What Are Maintenance Calories?
Your maintenance calories — also called Total Daily Energy Expenditure (TDEE) — are the number of calories you need each day to keep your weight stable. Eat that amount and your weight holds steady; eat more and you gain, eat less and you lose. This calculator estimates maintenance calories from your Basal Metabolic Rate (BMR) and how active you are.
How to Use It
Enter your gender, weight in kilograms, height in centimetres and age. Then pick the activity level that best matches your typical week.
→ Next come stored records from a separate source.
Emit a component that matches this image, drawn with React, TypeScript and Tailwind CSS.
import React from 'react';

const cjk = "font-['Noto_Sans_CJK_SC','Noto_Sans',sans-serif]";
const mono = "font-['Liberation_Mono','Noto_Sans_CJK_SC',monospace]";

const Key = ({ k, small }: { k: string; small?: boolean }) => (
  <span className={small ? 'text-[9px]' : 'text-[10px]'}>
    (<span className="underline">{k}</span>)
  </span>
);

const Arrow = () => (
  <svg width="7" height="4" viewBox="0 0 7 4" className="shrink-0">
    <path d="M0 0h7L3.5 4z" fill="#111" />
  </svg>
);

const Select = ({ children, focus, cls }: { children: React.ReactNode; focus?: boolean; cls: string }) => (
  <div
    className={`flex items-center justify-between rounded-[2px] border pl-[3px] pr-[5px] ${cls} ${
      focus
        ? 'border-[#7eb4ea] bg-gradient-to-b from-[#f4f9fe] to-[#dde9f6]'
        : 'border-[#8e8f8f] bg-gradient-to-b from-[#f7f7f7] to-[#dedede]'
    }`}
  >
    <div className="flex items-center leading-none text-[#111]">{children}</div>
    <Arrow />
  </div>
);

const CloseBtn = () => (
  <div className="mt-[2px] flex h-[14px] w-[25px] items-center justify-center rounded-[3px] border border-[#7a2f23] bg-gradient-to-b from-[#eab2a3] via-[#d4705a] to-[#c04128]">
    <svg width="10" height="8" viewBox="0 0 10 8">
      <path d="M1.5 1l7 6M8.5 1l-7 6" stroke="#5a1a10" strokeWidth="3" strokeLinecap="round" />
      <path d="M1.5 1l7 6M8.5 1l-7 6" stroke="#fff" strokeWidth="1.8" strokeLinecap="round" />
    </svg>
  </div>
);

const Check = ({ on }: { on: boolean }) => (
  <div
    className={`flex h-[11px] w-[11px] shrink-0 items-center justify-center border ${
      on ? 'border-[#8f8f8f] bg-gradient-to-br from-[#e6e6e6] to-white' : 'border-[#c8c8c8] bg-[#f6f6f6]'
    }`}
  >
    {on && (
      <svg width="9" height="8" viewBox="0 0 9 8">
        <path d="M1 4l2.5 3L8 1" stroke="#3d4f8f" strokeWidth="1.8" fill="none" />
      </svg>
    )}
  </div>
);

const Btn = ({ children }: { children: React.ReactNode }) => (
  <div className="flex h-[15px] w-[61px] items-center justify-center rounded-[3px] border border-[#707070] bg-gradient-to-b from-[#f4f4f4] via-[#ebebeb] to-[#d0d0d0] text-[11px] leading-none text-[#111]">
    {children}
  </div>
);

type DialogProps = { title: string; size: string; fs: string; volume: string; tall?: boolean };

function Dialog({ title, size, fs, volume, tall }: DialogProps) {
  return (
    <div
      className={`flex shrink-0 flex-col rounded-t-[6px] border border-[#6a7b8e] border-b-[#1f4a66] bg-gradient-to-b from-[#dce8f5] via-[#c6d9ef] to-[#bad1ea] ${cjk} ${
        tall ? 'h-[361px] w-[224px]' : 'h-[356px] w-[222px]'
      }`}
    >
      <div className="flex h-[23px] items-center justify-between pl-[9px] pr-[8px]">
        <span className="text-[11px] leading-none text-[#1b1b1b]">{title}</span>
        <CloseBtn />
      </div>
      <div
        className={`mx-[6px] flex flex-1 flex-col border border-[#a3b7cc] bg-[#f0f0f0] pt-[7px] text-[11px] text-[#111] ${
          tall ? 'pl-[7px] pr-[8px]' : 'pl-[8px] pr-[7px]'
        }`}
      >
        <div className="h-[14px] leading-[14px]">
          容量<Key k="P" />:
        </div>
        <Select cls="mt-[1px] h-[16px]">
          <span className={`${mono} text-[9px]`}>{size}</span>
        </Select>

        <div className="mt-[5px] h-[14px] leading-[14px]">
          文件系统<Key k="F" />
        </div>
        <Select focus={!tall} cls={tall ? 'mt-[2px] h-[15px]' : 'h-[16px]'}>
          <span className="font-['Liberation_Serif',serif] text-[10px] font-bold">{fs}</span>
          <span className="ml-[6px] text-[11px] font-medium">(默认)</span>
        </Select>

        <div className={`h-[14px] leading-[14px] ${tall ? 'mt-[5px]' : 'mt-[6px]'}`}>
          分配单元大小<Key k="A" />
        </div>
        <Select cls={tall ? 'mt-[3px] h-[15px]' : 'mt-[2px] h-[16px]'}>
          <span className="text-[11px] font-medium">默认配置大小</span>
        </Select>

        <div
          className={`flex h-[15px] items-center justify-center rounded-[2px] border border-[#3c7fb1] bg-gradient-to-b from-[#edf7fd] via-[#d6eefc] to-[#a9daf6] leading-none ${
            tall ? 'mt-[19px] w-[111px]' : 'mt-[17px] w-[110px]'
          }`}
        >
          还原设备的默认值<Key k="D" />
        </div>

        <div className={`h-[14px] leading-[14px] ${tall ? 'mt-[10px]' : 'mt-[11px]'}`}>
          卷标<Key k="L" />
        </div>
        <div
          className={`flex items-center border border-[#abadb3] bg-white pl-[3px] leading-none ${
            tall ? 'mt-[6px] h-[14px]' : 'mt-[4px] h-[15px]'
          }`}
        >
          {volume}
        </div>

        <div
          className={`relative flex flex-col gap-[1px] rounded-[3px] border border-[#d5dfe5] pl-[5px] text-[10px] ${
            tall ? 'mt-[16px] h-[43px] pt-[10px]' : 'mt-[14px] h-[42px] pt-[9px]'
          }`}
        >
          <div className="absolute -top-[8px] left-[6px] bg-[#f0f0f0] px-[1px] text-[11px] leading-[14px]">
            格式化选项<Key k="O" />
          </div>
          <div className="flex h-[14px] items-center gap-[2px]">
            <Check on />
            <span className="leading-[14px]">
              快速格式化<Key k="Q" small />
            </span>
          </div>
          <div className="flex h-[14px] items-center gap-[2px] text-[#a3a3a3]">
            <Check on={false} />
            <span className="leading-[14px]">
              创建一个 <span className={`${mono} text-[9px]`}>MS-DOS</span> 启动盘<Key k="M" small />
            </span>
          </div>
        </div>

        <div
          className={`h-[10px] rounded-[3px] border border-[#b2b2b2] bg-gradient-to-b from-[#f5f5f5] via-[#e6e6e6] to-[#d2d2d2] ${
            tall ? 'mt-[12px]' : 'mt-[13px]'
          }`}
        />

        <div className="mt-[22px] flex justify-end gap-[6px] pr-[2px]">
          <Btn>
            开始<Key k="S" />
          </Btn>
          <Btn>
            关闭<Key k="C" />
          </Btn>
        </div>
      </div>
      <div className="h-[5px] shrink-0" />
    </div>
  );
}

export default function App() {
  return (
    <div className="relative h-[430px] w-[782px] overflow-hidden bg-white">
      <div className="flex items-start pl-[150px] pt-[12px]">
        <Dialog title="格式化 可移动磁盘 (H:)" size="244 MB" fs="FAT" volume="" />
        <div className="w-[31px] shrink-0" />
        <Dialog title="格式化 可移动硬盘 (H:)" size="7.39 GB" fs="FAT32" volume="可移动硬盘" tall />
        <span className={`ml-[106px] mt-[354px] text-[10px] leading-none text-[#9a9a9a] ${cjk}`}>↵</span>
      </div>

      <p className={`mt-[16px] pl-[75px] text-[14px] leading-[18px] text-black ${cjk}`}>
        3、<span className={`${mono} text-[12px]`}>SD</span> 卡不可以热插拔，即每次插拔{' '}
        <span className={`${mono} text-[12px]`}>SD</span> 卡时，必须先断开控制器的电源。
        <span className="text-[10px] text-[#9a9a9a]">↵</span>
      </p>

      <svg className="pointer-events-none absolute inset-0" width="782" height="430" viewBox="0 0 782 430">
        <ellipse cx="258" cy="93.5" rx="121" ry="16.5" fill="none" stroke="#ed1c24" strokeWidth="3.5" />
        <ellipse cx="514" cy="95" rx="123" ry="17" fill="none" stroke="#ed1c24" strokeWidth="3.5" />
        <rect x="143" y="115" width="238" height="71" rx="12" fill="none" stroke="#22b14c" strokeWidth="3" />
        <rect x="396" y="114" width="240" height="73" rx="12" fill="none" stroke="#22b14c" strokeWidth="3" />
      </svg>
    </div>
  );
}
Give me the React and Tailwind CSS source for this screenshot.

The calculator computes your BMR with the Mifflin-St Jeor equation, multiplies it by an activity factor (PAL), and shows your maintenance calories along with suggested targets for losing or gaining weight.
The Formula Explained
First we estimate resting energy use:
$$\text{BMR} = 10 \times \text{weight(kg)} + 6.25 \times \text{height(cm)} - 5 \times \text{age} + s$$ where \(s = +5\) for men and \(s = -161\) for women.
Then maintenance calories $$\text{Maintenance kcal} = \text{BMR} \times \text{PAL}$$ The PAL (Physical Activity Level) factors used are: Sedentary \(1.2\), Lightly active \(1.375\), Moderately active \(1.55\), Very active \(1.725\), Extra active \(1.9\). A daily deficit of about 500 kcal corresponds to roughly 0.5 kg of fat loss per week.
Worked Example
A 30-year-old man weighing 70 kg and 175 cm tall: $$\text{BMR} = 10 \times 70 + 6.25 \times 175 - 5 \times 30 + 5 = 700 + 1093.75 - 150 + 5 = 1648.75 \text{ kcal}$$ If he is lightly active (PAL 1.375), $$\text{maintenance} = 1648.75 \times 1.375 \approx 2267 \text{ kcal/day}$$ To lose weight he might aim for about 1767 kcal/day.
Activity Level (PAL) Factors
Your TDEE is your BMR multiplied by a Physical Activity Level (PAL) factor. Pick the row that best matches both your structured exercise and your everyday movement (job, errands, walking). When in doubt, choose the lower of two adjacent levels — most people overestimate how active they are.
| Activity level | PAL multiplier | Typical weekly pattern |
|---|---|---|
| Sedentary | 1.2 | Desk job, little or no exercise; mostly sitting throughout the day. |
| Lightly active | 1.375 | Light exercise or sport 1–3 days/week, or a job with some standing/walking. |
| Moderately active | 1.55 | Moderate exercise or sport 3–5 days/week. |
| Very active | 1.725 | Hard exercise or sport 6–7 days/week, or a physically demanding job. |
| Extra active | 1.9 | Very hard daily training, a physical job plus training, or twice-daily workouts. |
Key Terms Explained
- TDEE (Total Daily Energy Expenditure)
- The total calories you burn in a day, equal to BMR + TEF + EAT + NEAT. Also called maintenance calories.
- BMR (Basal Metabolic Rate)
- The calories your body uses at complete rest to sustain basic functions like breathing, circulation and cell repair.
- PAL (Physical Activity Level)
- A multiplier (1.2–1.9) applied to BMR to account for movement and exercise, producing your TDEE.
- NEAT (Non-Exercise Activity Thermogenesis)
- Calories burned through everyday non-workout movement — walking, standing, fidgeting and daily tasks.
- TEF (Thermic Effect of Food)
- The energy used to digest, absorb and metabolize the food you eat, usually about 10% of intake.
- Maintenance calories
- The intake at which your body weight stays stable — numerically equal to your TDEE.
- Deficit
- Eating fewer calories than your TDEE, which causes the body to use stored energy and lose weight.
- Surplus
- Eating more calories than your TDEE, which provides extra energy for weight and muscle gain.
FAQ
Is this accurate? It is a solid estimate. Real needs vary with body composition, genetics and NEAT, so adjust based on real-world weight trends over 2-3 weeks.
Which activity level should I pick? Be honest — most people overestimate. If you sit most of the day with a few light workouts, "Lightly active" is usually right.
Why Mifflin-St Jeor? Research shows it predicts resting energy expenditure more accurately for most people than the older Harris-Benedict equation.